Des économistes qui font l'inventaire de la crise pour proposer des réformes et qui n'ont pas forcément beaucoup d'atomes crochus avec leur collègue Yanis Varoufakis, l'ex-ministre des Finances grec qui ne cesse depuis des années de critiquer vertement la gestion de la crise par l'UE.

Très loin de ce positionnement, Jean-Michel Six, chef économiste pour l'Europe de l'agence de notation S&P Global, a pourtant récemment taclé l'austérité appliquée en 2012 en zone euro, à un moment où les États-Unis avaient déjà renoué avec la croissance après avoir encaissé le choc de la crise dite des "subprimes" en septembre 2008.

"Il ne s'agit pas de dire qu'il faut réduire la dépense publique. Cela mène tout simplement à la récession. C'est ce qui a été fait en 2012, dans l'ensemble de la zone euro", a-t-il affirmé. "À l'époque, nous avions publié un communiqué de presse qui disait très clairement que la conjonction de politiques fiscales prématurément restrictives devrait conduire à une nouvelle récession en zone euro. C'est exactement ce qui s'est passé", a-t-il regretté.

La France "du bon côté de l'histoire"

Pas si vite, lui a rétorqué le commissaire européen Pierre Moscovici. Lors de ses voeux à la presse à Paris, il a rappelé que les agences de notation avaient à l'époque "mis une certaine pression sur les États, sur les souverains, sur les banques. Dès lors que l'on fait une analyse, il faut la faire pour tous, pour soi et pour les autres".

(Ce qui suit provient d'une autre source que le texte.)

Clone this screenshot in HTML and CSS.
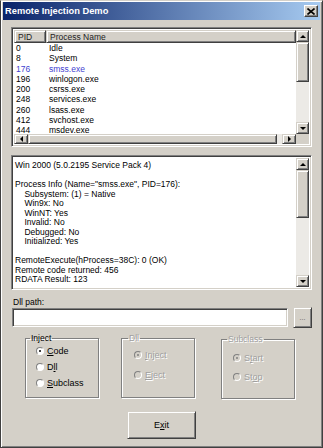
FILE: index.html
```html
<!DOCTYPE html>
<html lang="en">
<head>
  <meta charset="UTF-8" />
  <title>Remote Injection Demo</title>
  <link rel="stylesheet" href="styles.css">
</head>
<body>
  <div class="window">
    <div class="titlebar">
      <span class="title">Remote Injection Demo</span>
      <span class="close">
        <svg width="8" height="7" viewBox="0 0 8 7"><path d="M0.5 0.5 L7.5 6.5 M7.5 0.5 L0.5 6.5" stroke="#000" stroke-width="1.6"/></svg>
      </span>
    </div>

    <div class="content">
      <!-- process list -->
      <div class="sunken listview">
        <div class="list-main">
          <div class="list-header">
            <div class="hcell pid">PID</div>
            <div class="hcell name">Process Name</div>
          </div>
          <div class="rows">
            <div class="row"><span class="pid">0</span><span>Idle</span></div>
            <div class="row"><span class="pid">8</span><span>System</span></div>
            <div class="row sel"><span class="pid">176</span><span>smss.exe</span></div>
            <div class="row"><span class="pid">196</span><span>winlogon.exe</span></div>
            <div class="row"><span class="pid">200</span><span>csrss.exe</span></div>
            <div class="row"><span class="pid">248</span><span>services.exe</span></div>
            <div class="row"><span class="pid">260</span><span>lsass.exe</span></div>
            <div class="row"><span class="pid">412</span><span>svchost.exe</span></div>
            <div class="row"><span class="pid">444</span><span>msdev.exe</span></div>
          </div>
        </div>
        <div class="vscroll">
          <div class="sb-btn"><i class="tri up"></i></div>
          <div class="sb-thumb list-vthumb"></div>
          <div class="sb-track"></div>
          <div class="sb-btn"><i class="tri down"></i></div>
        </div>
        <div class="hscroll">
          <div class="sb-btn"><i class="tri left"></i></div>
          <div class="sb-thumb list-hthumb"></div>
          <div class="sb-track"></div>
          <div class="sb-btn"><i class="tri right"></i></div>
        </div>
        <div class="corner"></div>
      </div>

      <!-- output box -->
      <div class="sunken output">
        <div class="output-text">Win 2000 (5.0.2195 Service Pack 4)

Process Info (Name="smss.exe", PID=176):
    Subsystem: (1) = Native
    Win9x: No
    WinNT: Yes
    Invalid: No
    Debugged: No
    Initialized: Yes

RemoteExecute(hProcess=38C): 0 (OK)
Remote code returned: 456
RDATA Result: 123</div>
        <div class="vscroll">
          <div class="sb-btn"><i class="tri up"></i></div>
          <div class="sb-thumb out-thumb"></div>
          <div class="sb-track"></div>
          <div class="sb-btn"><i class="tri down"></i></div>
        </div>
      </div>

      <div class="label">Dll path:</div>
      <div class="path-row">
        <div class="sunken path-input"></div>
        <div class="button browse">...</div>
      </div>

      <div class="groups">
        <fieldset class="group inject">
          <legend>Inject</legend>
          <div class="radio-item"><i class="radio on"></i><span><u>C</u>ode</span></div>
          <div class="radio-item"><i class="radio"></i><span>D<u>l</u>l</span></div>
          <div class="radio-item"><i class="radio"></i><span><u>S</u>ubclass</span></div>
        </fieldset>
        <fieldset class="group disabled dll">
          <legend>Dll</legend>
          <div class="radio-item"><i class="radio on"></i><span><u>I</u>nject</span></div>
          <div class="radio-item"><i class="radio"></i><span><u>E</u>ject</span></div>
        </fieldset>
        <fieldset class="group disabled subclass">
          <legend>Subclass</legend>
          <div class="radio-item"><i class="radio on"></i><span>S<u>t</u>art</span></div>
          <div class="radio-item"><i class="radio"></i><span>St<u>o</u>p</span></div>
        </fieldset>
      </div>

      <div class="exit-row">
        <div class="button exit">E<u>x</u>it</div>
      </div>
    </div>
  </div>
</body>
</html>
```

FILE: styles.css
```css
body {
  margin: 0;
  background: #d4d0c8;
  font-family: 'Liberation Sans', Arial, sans-serif;
  font-size: 8.5px;
  color: #000;
}
.window {
  width: 323px;
  height: 448px;
  box-sizing: border-box;
  border: 1px solid #404040;
  border-top-color: #d4d0c8;
  border-left-color: #404040;
  box-shadow: inset 1px 1px 0 #fff, inset -1px -1px 0 #808080;
  padding: 1px 2px 2px 2px;
  background: #d4d0c8;
  display: flex;
  flex-direction: column;
}
.titlebar {
  height: 18px;
  background: linear-gradient(to right, #0a246a, #a6caf0);
  display: flex;
  align-items: center;
  justify-content: space-between;
  padding: 0 2px 0 2px;
}
.title {
  color: #fff;
  font-weight: bold;
  font-size: 9.3px;
}
.close {
  width: 14px;
  height: 12px;
  box-sizing: border-box;
  background: #d4d0c8;
  border: 1px solid;
  border-color: #fff #404040 #404040 #fff;
  box-shadow: inset -1px -1px 0 #808080;
  display: flex;
  align-items: center;
  justify-content: center;
}
.content {
  padding: 7px 8px 0 8px;
  display: flex;
  flex-direction: column;
}

/* 3d borders */
.sunken {
  box-sizing: border-box;
  border: 1px solid;
  border-color: #808080 #fff #fff #808080;
  box-shadow: inset 1px 1px 0 #404040, inset -1px -1px 0 #d4d0c8;
  background: #fff;
  padding: 2px;
}
.sb-btn, .sb-thumb, .hcell, .button {
  box-sizing: border-box;
  border: 1px solid;
  border-color: #d4d0c8 #404040 #404040 #d4d0c8;
  box-shadow: inset 1px 1px 0 #fff, inset -1px -1px 0 #808080;
  background: #d4d0c8;
}

/* list view */
.listview {
  width: 301px;
  height: 120px;
  display: grid;
  grid-template-columns: 1fr 13px;
  grid-template-rows: 1fr 10px;
}
.list-main {
  overflow: hidden;
}
.list-header {
  display: flex;
  height: 13px;
}
.hcell {
  display: flex;
  align-items: center;
  padding-left: 3px;
  color: #222;
}
.hcell.pid { width: 32px; }
.hcell.name { flex: 1; }
.row {
  display: flex;
  height: 10.3px;
  line-height: 10.3px;
  padding-left: 2px;
}
.row .pid { width: 33px; }
.row.sel { color: #3f3fd0; }

/* scrollbars */
.vscroll {
  display: flex;
  flex-direction: column;
}
.hscroll {
  display: flex;
}
.sb-btn {
  width: 13px;
  height: 12px;
  display: flex;
  align-items: center;
  justify-content: center;
  flex: none;
}
.hscroll .sb-btn {
  height: 10px;
  width: 14px;
}
.sb-track {
  flex: 1;
  background-color: #eceae6;
}
.sb-thumb {
  flex: none;
}
.list-vthumb { height: 40px; }
.list-hthumb { width: 249px; }
.out-thumb { height: 48px; }
.corner {
  background: #d4d0c8;
}
.tri {
  width: 0;
  height: 0;
  border: 3px solid transparent;
}
.tri.up { border-bottom: 3px solid #000; border-top-width: 0; }
.tri.down { border-top: 3px solid #000; border-bottom-width: 0; }
.tri.left { border-right: 3px solid #000; border-left-width: 0; }
.tri.right { border-left: 3px solid #000; border-right-width: 0; }

/* output box */
.output {
  margin-top: 8px;
  width: 301px;
  height: 135px;
  display: flex;
}
.output-text {
  flex: 1;
  white-space: pre;
  line-height: 9.5px;
  padding: 3px 0 0 1px;
  overflow: hidden;
}

/* dll path */
.label {
  margin-top: 7px;
  padding-left: 2px;
  height: 10px;
  line-height: 10px;
}
.path-row {
  display: flex;
  align-items: center;
  width: 301px;
}
.path-input {
  width: 276px;
  height: 19px;
  margin-left: 1px;
}
.browse {
  margin-left: auto;
  width: 19px;
  height: 21px;
  display: flex;
  align-items: center;
  justify-content: center;
  color: #555;
  font-size: 7px;
}

/* groups */
.groups {
  margin-top: 5px;
  display: flex;
  align-items: flex-start;
  padding-left: 14px;
}
.group {
  margin: 0;
  padding: 0 0 0 10px;
  height: 65px;
  width: 74px;
  box-sizing: border-box;
  border: 1px solid #808080;
  box-shadow: 1px 1px 0 #fff, inset 1px 1px 0 #fff;
}
.group legend {
  padding: 0 1px;
  margin-left: -6px;
  font-size: 8.5px;
  line-height: 10px;
}
.group.dll { margin-left: 22px; padding-left: 12px; }
.group.subclass { margin-left: 26px; margin-top: 1px; padding-left: 11px; }
.group.disabled { color: #a0a0a0; }
.group.disabled legend { text-shadow: 1px 1px 0 #fff; }
.radio-item {
  display: flex;
  align-items: center;
  gap: 3px;
  font-size: 9px;
}
.inject .radio-item { height: 16px; }
.dll .radio-item { height: 20px; }
.dll .radio-item:first-of-type { margin-top: 2px; }
.subclass .radio-item { height: 19px; }
.subclass .radio-item:first-of-type { margin-top: 4px; }
.group.disabled .radio-item span { text-shadow: 1px 1px 0 #fff; }
.radio {
  width: 8px;
  height: 8px;
  box-sizing: border-box;
  border-radius: 50%;
  border: 1px solid;
  border-color: #808080 #fff #fff #808080;
  background: #fff;
  position: relative;
}
.radio.on::after {
  content: '';
  position: absolute;
  left: 2px;
  top: 2px;
  width: 2px;
  height: 2px;
  border-radius: 50%;
  background: #000;
}
.disabled .radio { background: #d4d0c8; }
.disabled .radio.on::after { background: #808080; }

/* exit */
.exit-row {
  margin-top: 12px;
  padding-left: 116px;
}
.exit {
  width: 69px;
  height: 28px;
  display: flex;
  align-items: center;
  justify-content: center;
  font-size: 9px;
}
```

"Incontestablement, à tel ou tel moment ou sur tel ou tel pays, il y a eu sans doute des ratés ou des décisions qui après-coup ont dû être rectifiées", a toutefois reconnu le commissaire, qui est allé plus loin lors d'une audition mercredi devant la Commission des Affaires étrangères de l'Assemblée nationale, en évoquant la crise grecque.

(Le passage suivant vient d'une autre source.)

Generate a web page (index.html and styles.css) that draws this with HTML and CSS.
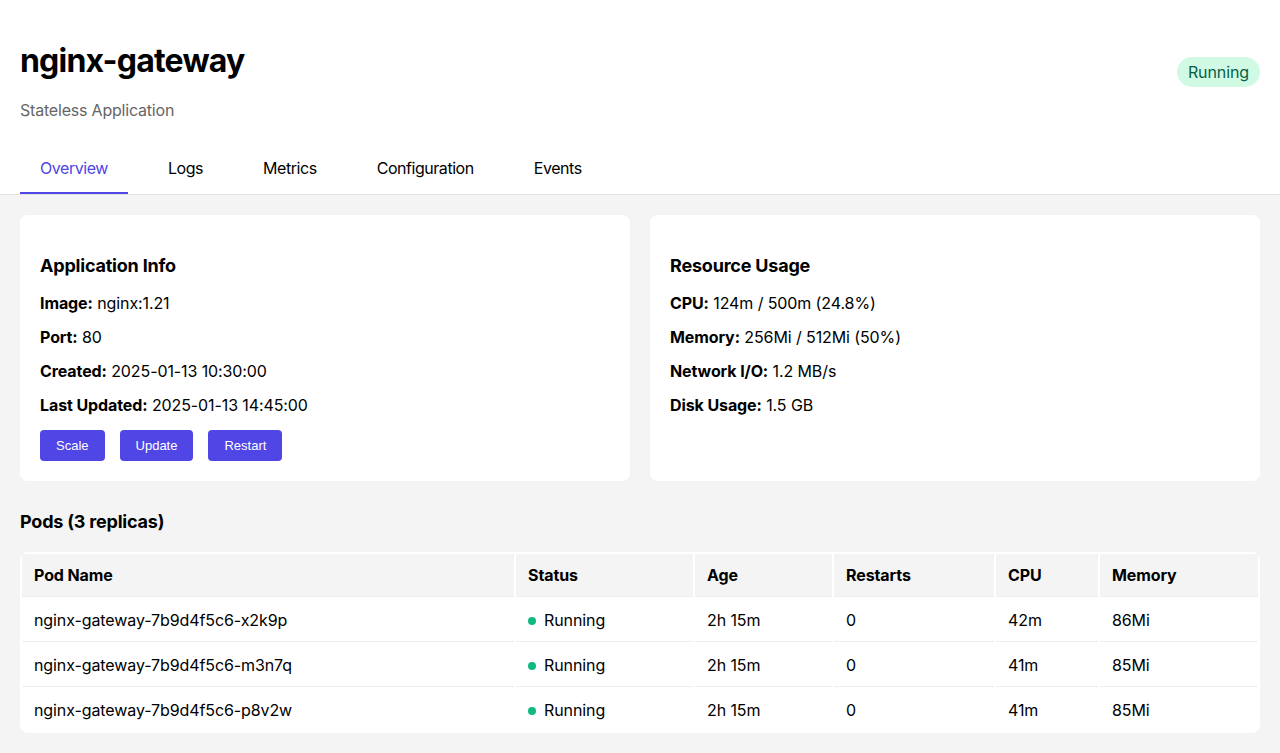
FILE: index.html
```html
<!DOCTYPE html>
<html lang="en">
<head>
<meta charset="utf-8">
<title>nginx-gateway</title>
<link rel="stylesheet" href="styles.css">
</head>
<body>
<header class="page-header">
  <div class="head-row">
    <div class="title-group">
      <h1 class="app-title">nginx-gateway</h1>
      <p class="app-sub">Stateless Application</p>
    </div>
    <span class="badge">Running</span>
  </div>
  <nav class="tabs">
    <a class="tab active">Overview</a>
    <a class="tab">Logs</a>
    <a class="tab">Metrics</a>
    <a class="tab">Configuration</a>
    <a class="tab">Events</a>
  </nav>
</header>
<main class="content">
  <div class="cards">
    <section class="card">
      <h3 class="card-title">Application Info</h3>
      <p class="info"><strong>Image:</strong> nginx:1.21</p>
      <p class="info"><strong>Port:</strong> 80</p>
      <p class="info"><strong>Created:</strong> 2025-01-13 10:30:00</p>
      <p class="info"><strong>Last Updated:</strong> 2025-01-13 14:45:00</p>
      <div class="actions">
        <button class="btn">Scale</button>
        <button class="btn">Update</button>
        <button class="btn">Restart</button>
      </div>
    </section>
    <section class="card">
      <h3 class="card-title">Resource Usage</h3>
      <p class="info"><strong>CPU:</strong> 124m / 500m (24.8%)</p>
      <p class="info"><strong>Memory:</strong> 256Mi / 512Mi (50%)</p>
      <p class="info"><strong>Network I/O:</strong> 1.2 MB/s</p>
      <p class="info"><strong>Disk Usage:</strong> 1.5 GB</p>
    </section>
  </div>
  <h3 class="section-title">Pods (3 replicas)</h3>
  <table class="pods">
    <thead>
      <tr>
        <th class="c-name">Pod Name</th>
        <th class="c-status">Status</th>
        <th class="c-age">Age</th>
        <th class="c-restarts">Restarts</th>
        <th class="c-cpu">CPU</th>
        <th class="c-mem">Memory</th>
      </tr>
    </thead>
    <tbody>
      <tr>
        <td>nginx-gateway-7b9d4f5c6-x2k9p</td>
        <td><span class="dot"></span>Running</td>
        <td>2h 15m</td>
        <td>0</td>
        <td>42m</td>
        <td>86Mi</td>
      </tr>
      <tr>
        <td>nginx-gateway-7b9d4f5c6-m3n7q</td>
        <td><span class="dot"></span>Running</td>
        <td>2h 15m</td>
        <td>0</td>
        <td>41m</td>
        <td>85Mi</td>
      </tr>
      <tr>
        <td>nginx-gateway-7b9d4f5c6-p8v2w</td>
        <td><span class="dot"></span>Running</td>
        <td>2h 15m</td>
        <td>0</td>
        <td>41m</td>
        <td>85Mi</td>
      </tr>
    </tbody>
  </table>
</main>
</body>
</html>
```
FILE: styles.css
```css
* { box-sizing: border-box; }
html, body { margin: 0; padding: 0; }
body {
  font-family: Inter, "Noto Sans", "Liberation Sans", sans-serif;
  background: #f4f4f4;
  color: #000;
  font-size: 16px;
}
.page-header {
  background: #fff;
  border-bottom: 1px solid #e2e2e2;
  padding: 0 20px;
}
.head-row {
  display: flex;
  justify-content: space-between;
  align-items: flex-start;
  padding-top: 41px;
}
.app-title {
  margin: 0;
  font-size: 32px;
  font-weight: 700;
  line-height: 40px;
  letter-spacing: -0.8px;
}
.app-sub {
  margin: 19px 0 0;
  color: #666;
  font-size: 16px;
  line-height: 20px;
  letter-spacing: -0.2px;
}
.badge {
  margin-top: 16px;
  background: #d1fae5;
  color: #065f46;
  border-radius: 15px;
  padding: 0 11px;
  height: 30px;
  line-height: 30px;
  font-size: 16px;
  letter-spacing: -0.1px;
}
.tabs {
  display: flex;
  gap: 20px;
  margin-top: 30px;
}
.tab {
  padding: 0 20px;
  height: 44px;
  line-height: 36px;
  font-size: 16px;
  letter-spacing: -0.45px;
  color: #000;
  border-bottom: 2px solid transparent;
  cursor: pointer;
}
.tab.active {
  color: #4f46e5;
  border-bottom-color: #4f46e5;
}
.content {
  padding: 20px;
}
.cards {
  display: grid;
  grid-template-columns: 1fr 1fr;
  gap: 20px;
}
.card {
  background: #fff;
  border-radius: 8px;
  padding: 40px 20px 20px;
}
.card-title {
  margin: 0 0 17px;
  font-size: 18px;
  line-height: 22px;
  font-weight: 700;
  letter-spacing: -0.2px;
}
.info {
  margin: 0 0 16px;
  line-height: 18px;
  font-size: 16px;
  letter-spacing: -0.1px;
}
.info strong { font-weight: 700; }
.actions {
  display: flex;
  gap: 15px;
  margin-top: 1px;
}
.btn {
  background: #4f46e5;
  color: #fff;
  border: none;
  border-radius: 4px;
  height: 31px;
  padding: 0 16px;
  font-family: "Liberation Sans", Arial, sans-serif;
  font-size: 13px;
  cursor: pointer;
}
.section-title {
  margin: 30px 0 19px;
  font-size: 18px;
  line-height: 22px;
  font-weight: 700;
  letter-spacing: -0.2px;
}
.pods {
  width: 100%;
  background: #fff;
  border-radius: 8px;
  border-spacing: 2px;
  border-collapse: separate;
}
.pods th, .pods td {
  text-align: left;
  padding: 12px;
  line-height: 18px;
  font-size: 16px;
  letter-spacing: -0.1px;
  border-bottom: 1px solid #eee;
}
.pods th {
  background: #f4f4f4;
  font-weight: 700;
}
.pods tbody tr:last-child td { border-bottom: none; }
.c-name { width: 492px; }
.c-status { width: 177px; }
.c-age { width: 137px; }
.c-restarts { width: 160px; }
.c-cpu { width: 102px; }
.c-mem { width: 158px; }
.dot {
  display: inline-block;
  width: 8px;
  height: 8px;
  border-radius: 50%;
  background: #10b981;
  margin: 0 8px 1px 0;
}
```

"La Commission et la France étaient du bon côté de l'histoire", en étant intervenues pour éviter un "Grexit", a-t-il assuré, dans un reproche implicite à l'Allemagne dont l'ex-ministre des Finances Wolfgang Schäuble avait évoqué à l'époque une sortie de la Grèce de la zone euro.

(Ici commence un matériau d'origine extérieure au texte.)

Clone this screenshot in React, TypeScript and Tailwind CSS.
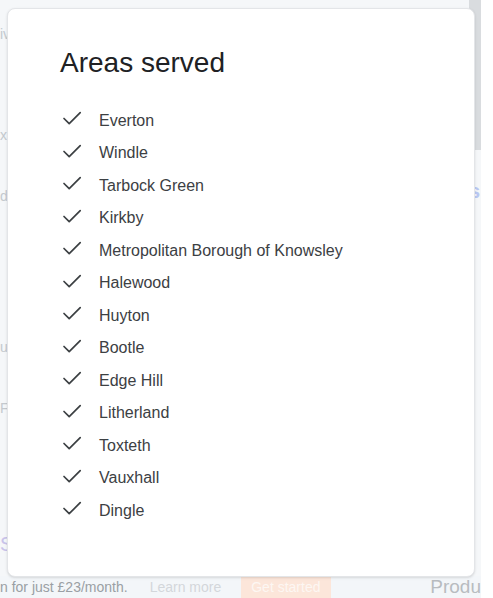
const areas = [
  "Everton",
  "Windle",
  "Tarbock Green",
  "Kirkby",
  "Metropolitan Borough of Knowsley",
  "Halewood",
  "Huyton",
  "Bootle",
  "Edge Hill",
  "Litherland",
  "Toxteth",
  "Vauxhall",
  "Dingle",
];

const CheckIcon = () => (
  <svg
    width="24"
    height="24"
    viewBox="0 0 24 24"
    fill="none"
    stroke="#3c4043"
    strokeWidth="1.7"
    strokeLinecap="round"
    strokeLinejoin="round"
    className="shrink-0 mb-[3px]"
  >
    <path d="M4 11.5 L9.2 16.7 L20.2 5.7" />
  </svg>
);

const App = () => {
  return (
    <div
      className="relative w-[493px] h-[598px] overflow-hidden flex bg-white"
      style={{ fontFamily: '"Liberation Sans", Arial, sans-serif' }}
    >
      {/* faded page behind the dialog */}
      <div className="w-[481px] h-full flex flex-col bg-[#f5f7f9] text-[#c4c9ce]">
        <div className="flex-1 flex">
          <div className="w-[30px] flex flex-col text-[14px] pt-[24px] gap-[40px]">
            <span>iv</span>
            <span className="mt-[40px]">x</span>
            <span>d,</span>
            <span className="mt-[90px]">u</span>
            <span>F</span>
            <span className="mt-[70px] text-[#c9c3ea] text-[20px]">S</span>
          </div>
          <div className="flex-1" />
          <div className="w-[12px] flex flex-col">
            <div className="h-[150px] bg-[#d9dcdf]" />
            <span className="mt-[26px] text-[#b9c8f2] text-[20px] font-bold">s</span>
          </div>
        </div>
        <div className="h-[22px] flex items-center text-[14px] bg-[#f3f6f9]">
          <span className="text-[#9a9fa4]">n for just £23/month.</span>
          <span className="ml-[22px] text-[#d3d7db]">Learn more</span>
          <span className="ml-[20px] h-full px-[10px] flex items-center bg-[#fce6da] text-[#fdf7f3]">
            Get started
          </span>
          <span className="ml-auto text-[19px] leading-[22px] text-[#b8bcc0]">
            Produ
          </span>
        </div>
      </div>

      {/* dialog */}
      <div className="absolute left-[7px] top-[8px] w-[468px] h-[569px] rounded-[8px] bg-white border border-[#e3e5e8] shadow-sm pl-[52px] pt-[38px]">
        <h2 className="text-[28px] leading-[32px] text-[#202124] font-normal">
          Areas served
        </h2>
        <ul className="mt-[25.5px] flex flex-col">
          {areas.map((area) => (
            <li key={area} className="flex items-center h-[32.5px] gap-[15px]">
              <CheckIcon />
              <span className="text-[16px] text-[#3c4043]">{area}</span>
            </li>
          ))}
        </ul>
      </div>
    </div>
  );
};

export default App;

Des bonnes décisions pour réformer la zone euro

Le bilan de la crise "doit être fait sereinement, lucidement, pas de manière idéologique ou paranoïaque, à partir des faits, pour nous permettre maintenant, alors que nous sommes dans une phase plus sereine, avec un horizon plus dégagé, de prendre les bonnes décisions pour compléter l'union économique et monétaire comme elle le doit", a assuré Pierre Moscovici.

Le contexte semble favorable. Emmanuel Macron s'est d'ores et déjà posé en champion d'une réforme de la zone euro et les conservateurs d'Angela Merkel et les sociaux-démocrates allemands viennent de conclure un accord gouvernemental prévoyant de travailler en "étroite collaboration avec la France" pour "renforcer durablement" l'union monétaire.